Exercise objective: Copy each line in which the string "that" occurs.

==================================================

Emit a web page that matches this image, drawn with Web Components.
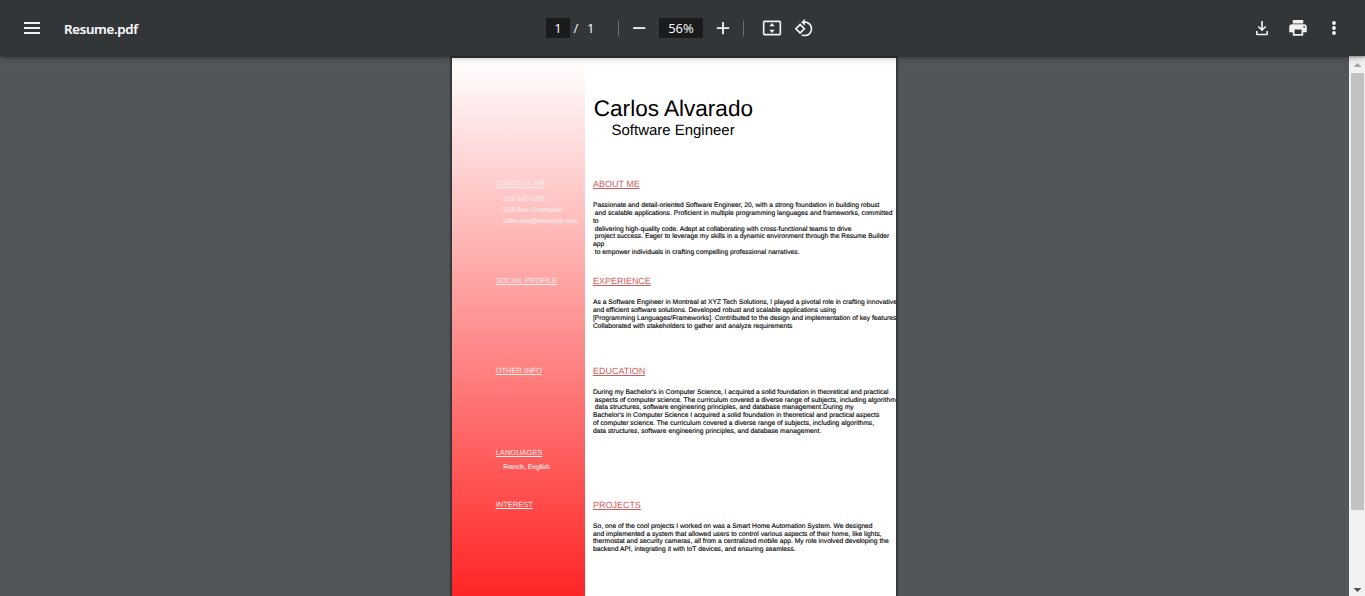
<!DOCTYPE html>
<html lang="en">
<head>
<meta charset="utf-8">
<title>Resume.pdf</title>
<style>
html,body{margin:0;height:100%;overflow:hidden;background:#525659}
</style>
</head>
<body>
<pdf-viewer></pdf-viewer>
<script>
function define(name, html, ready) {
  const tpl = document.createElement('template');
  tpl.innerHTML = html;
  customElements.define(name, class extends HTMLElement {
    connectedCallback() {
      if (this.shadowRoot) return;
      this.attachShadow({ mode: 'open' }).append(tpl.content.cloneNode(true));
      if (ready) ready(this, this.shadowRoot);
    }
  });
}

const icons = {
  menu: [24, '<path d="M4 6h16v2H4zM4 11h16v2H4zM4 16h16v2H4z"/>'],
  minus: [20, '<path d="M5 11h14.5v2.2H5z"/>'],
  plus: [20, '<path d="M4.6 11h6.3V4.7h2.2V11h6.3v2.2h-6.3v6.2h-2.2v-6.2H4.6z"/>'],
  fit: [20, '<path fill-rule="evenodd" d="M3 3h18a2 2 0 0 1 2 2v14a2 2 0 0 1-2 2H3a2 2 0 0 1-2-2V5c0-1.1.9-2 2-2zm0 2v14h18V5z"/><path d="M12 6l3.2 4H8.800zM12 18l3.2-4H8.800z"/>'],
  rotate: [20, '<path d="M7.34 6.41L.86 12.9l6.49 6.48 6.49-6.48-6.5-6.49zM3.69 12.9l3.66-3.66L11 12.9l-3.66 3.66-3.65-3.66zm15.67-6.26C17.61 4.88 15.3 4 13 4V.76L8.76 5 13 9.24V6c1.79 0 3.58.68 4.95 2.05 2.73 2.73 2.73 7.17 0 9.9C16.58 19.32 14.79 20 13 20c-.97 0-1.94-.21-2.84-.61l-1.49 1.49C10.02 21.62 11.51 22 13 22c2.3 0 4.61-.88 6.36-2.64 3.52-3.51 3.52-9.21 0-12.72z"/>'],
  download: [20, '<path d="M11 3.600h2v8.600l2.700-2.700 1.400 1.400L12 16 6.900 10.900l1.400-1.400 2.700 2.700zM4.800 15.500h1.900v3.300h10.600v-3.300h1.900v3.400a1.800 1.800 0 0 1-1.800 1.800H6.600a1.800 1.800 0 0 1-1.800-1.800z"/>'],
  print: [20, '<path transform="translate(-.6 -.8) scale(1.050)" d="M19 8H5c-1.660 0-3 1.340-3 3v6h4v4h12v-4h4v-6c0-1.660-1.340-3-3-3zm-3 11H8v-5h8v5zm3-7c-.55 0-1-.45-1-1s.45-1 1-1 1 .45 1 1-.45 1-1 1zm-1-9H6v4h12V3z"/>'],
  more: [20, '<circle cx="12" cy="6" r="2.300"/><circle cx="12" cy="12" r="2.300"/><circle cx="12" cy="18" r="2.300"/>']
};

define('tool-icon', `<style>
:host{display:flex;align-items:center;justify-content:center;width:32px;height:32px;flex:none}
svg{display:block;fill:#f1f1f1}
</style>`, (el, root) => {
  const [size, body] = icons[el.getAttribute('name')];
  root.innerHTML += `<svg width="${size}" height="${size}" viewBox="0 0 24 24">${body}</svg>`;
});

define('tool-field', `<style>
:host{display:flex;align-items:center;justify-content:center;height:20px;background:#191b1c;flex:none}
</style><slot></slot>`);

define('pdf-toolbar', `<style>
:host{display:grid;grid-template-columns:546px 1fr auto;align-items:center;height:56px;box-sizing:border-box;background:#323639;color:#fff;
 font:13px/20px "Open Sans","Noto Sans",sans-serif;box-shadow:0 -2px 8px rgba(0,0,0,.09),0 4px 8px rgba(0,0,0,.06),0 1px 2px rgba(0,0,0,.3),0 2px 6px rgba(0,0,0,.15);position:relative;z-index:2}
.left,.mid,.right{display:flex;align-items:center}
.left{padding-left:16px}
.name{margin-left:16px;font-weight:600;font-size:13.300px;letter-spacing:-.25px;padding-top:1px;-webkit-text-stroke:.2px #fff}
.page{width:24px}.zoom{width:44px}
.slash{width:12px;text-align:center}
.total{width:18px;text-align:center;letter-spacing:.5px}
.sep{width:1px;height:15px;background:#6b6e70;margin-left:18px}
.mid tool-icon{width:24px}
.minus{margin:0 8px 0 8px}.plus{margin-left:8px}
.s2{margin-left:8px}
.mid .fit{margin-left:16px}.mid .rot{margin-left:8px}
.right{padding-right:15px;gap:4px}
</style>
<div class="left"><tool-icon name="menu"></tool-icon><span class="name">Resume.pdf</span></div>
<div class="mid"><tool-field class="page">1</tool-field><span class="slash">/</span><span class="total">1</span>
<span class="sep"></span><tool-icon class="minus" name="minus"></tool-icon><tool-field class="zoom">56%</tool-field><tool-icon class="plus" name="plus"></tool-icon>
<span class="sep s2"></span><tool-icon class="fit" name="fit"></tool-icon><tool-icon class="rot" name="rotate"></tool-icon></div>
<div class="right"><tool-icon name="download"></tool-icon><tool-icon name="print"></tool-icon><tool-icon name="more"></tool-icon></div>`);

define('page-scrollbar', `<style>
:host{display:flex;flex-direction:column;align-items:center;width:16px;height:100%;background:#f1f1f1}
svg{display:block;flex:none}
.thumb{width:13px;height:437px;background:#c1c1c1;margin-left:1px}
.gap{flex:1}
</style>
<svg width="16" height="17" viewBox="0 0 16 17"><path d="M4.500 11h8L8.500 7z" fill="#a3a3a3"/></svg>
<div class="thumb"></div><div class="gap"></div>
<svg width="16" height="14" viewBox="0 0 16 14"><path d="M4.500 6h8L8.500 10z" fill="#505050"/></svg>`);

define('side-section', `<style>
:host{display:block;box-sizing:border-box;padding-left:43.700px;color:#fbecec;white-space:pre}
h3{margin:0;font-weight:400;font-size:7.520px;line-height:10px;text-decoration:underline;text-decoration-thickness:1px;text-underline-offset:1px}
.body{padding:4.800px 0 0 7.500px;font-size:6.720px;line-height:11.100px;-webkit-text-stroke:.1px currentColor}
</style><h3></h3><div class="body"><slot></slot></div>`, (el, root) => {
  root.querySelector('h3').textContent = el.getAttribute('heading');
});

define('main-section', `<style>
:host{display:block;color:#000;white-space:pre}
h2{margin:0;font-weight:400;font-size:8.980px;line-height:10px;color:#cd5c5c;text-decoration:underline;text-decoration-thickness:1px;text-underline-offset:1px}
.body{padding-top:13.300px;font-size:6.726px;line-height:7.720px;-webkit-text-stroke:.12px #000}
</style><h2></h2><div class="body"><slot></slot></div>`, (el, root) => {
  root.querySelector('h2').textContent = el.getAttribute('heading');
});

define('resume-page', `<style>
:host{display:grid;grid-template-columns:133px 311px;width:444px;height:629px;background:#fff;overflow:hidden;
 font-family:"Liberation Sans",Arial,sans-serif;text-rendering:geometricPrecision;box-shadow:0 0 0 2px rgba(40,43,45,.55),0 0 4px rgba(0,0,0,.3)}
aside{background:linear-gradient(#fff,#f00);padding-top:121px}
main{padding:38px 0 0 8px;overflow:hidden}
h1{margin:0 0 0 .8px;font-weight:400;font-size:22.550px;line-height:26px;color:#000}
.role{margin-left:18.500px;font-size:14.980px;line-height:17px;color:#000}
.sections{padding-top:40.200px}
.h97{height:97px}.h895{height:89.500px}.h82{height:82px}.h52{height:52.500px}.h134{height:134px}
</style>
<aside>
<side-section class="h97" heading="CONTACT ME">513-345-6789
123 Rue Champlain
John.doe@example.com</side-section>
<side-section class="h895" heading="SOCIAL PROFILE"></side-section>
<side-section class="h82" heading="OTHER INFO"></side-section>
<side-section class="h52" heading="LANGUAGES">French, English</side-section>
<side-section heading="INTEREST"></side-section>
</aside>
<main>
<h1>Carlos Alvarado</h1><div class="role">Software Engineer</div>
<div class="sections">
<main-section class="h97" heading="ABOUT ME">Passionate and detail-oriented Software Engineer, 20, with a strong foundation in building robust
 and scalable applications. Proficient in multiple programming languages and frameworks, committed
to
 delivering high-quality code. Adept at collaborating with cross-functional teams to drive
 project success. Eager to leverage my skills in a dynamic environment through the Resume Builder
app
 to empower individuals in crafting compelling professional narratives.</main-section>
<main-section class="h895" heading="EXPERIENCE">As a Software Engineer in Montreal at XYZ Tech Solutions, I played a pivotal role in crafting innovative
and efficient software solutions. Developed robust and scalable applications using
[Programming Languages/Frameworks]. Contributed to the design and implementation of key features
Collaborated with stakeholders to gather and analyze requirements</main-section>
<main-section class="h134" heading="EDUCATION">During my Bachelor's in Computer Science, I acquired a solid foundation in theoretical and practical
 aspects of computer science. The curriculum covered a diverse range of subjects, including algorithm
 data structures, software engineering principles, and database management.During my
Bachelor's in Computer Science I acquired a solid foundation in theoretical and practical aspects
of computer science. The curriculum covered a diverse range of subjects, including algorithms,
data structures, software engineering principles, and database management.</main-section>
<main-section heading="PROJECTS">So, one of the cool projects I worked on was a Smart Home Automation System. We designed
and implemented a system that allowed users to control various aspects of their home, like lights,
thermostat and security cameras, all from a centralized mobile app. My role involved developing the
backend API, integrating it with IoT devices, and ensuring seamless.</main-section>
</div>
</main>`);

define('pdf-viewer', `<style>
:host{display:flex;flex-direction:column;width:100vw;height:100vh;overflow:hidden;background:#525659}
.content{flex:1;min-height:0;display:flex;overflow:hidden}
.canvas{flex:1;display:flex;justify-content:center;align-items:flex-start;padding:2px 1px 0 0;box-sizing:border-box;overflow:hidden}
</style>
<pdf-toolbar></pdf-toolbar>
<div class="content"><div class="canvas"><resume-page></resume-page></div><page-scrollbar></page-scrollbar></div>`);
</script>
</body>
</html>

==================================================

Response:
Emit a web page that matches this image, drawn with Web Components.
and implemented a system that allowed users to control various aspects of their home, like lights,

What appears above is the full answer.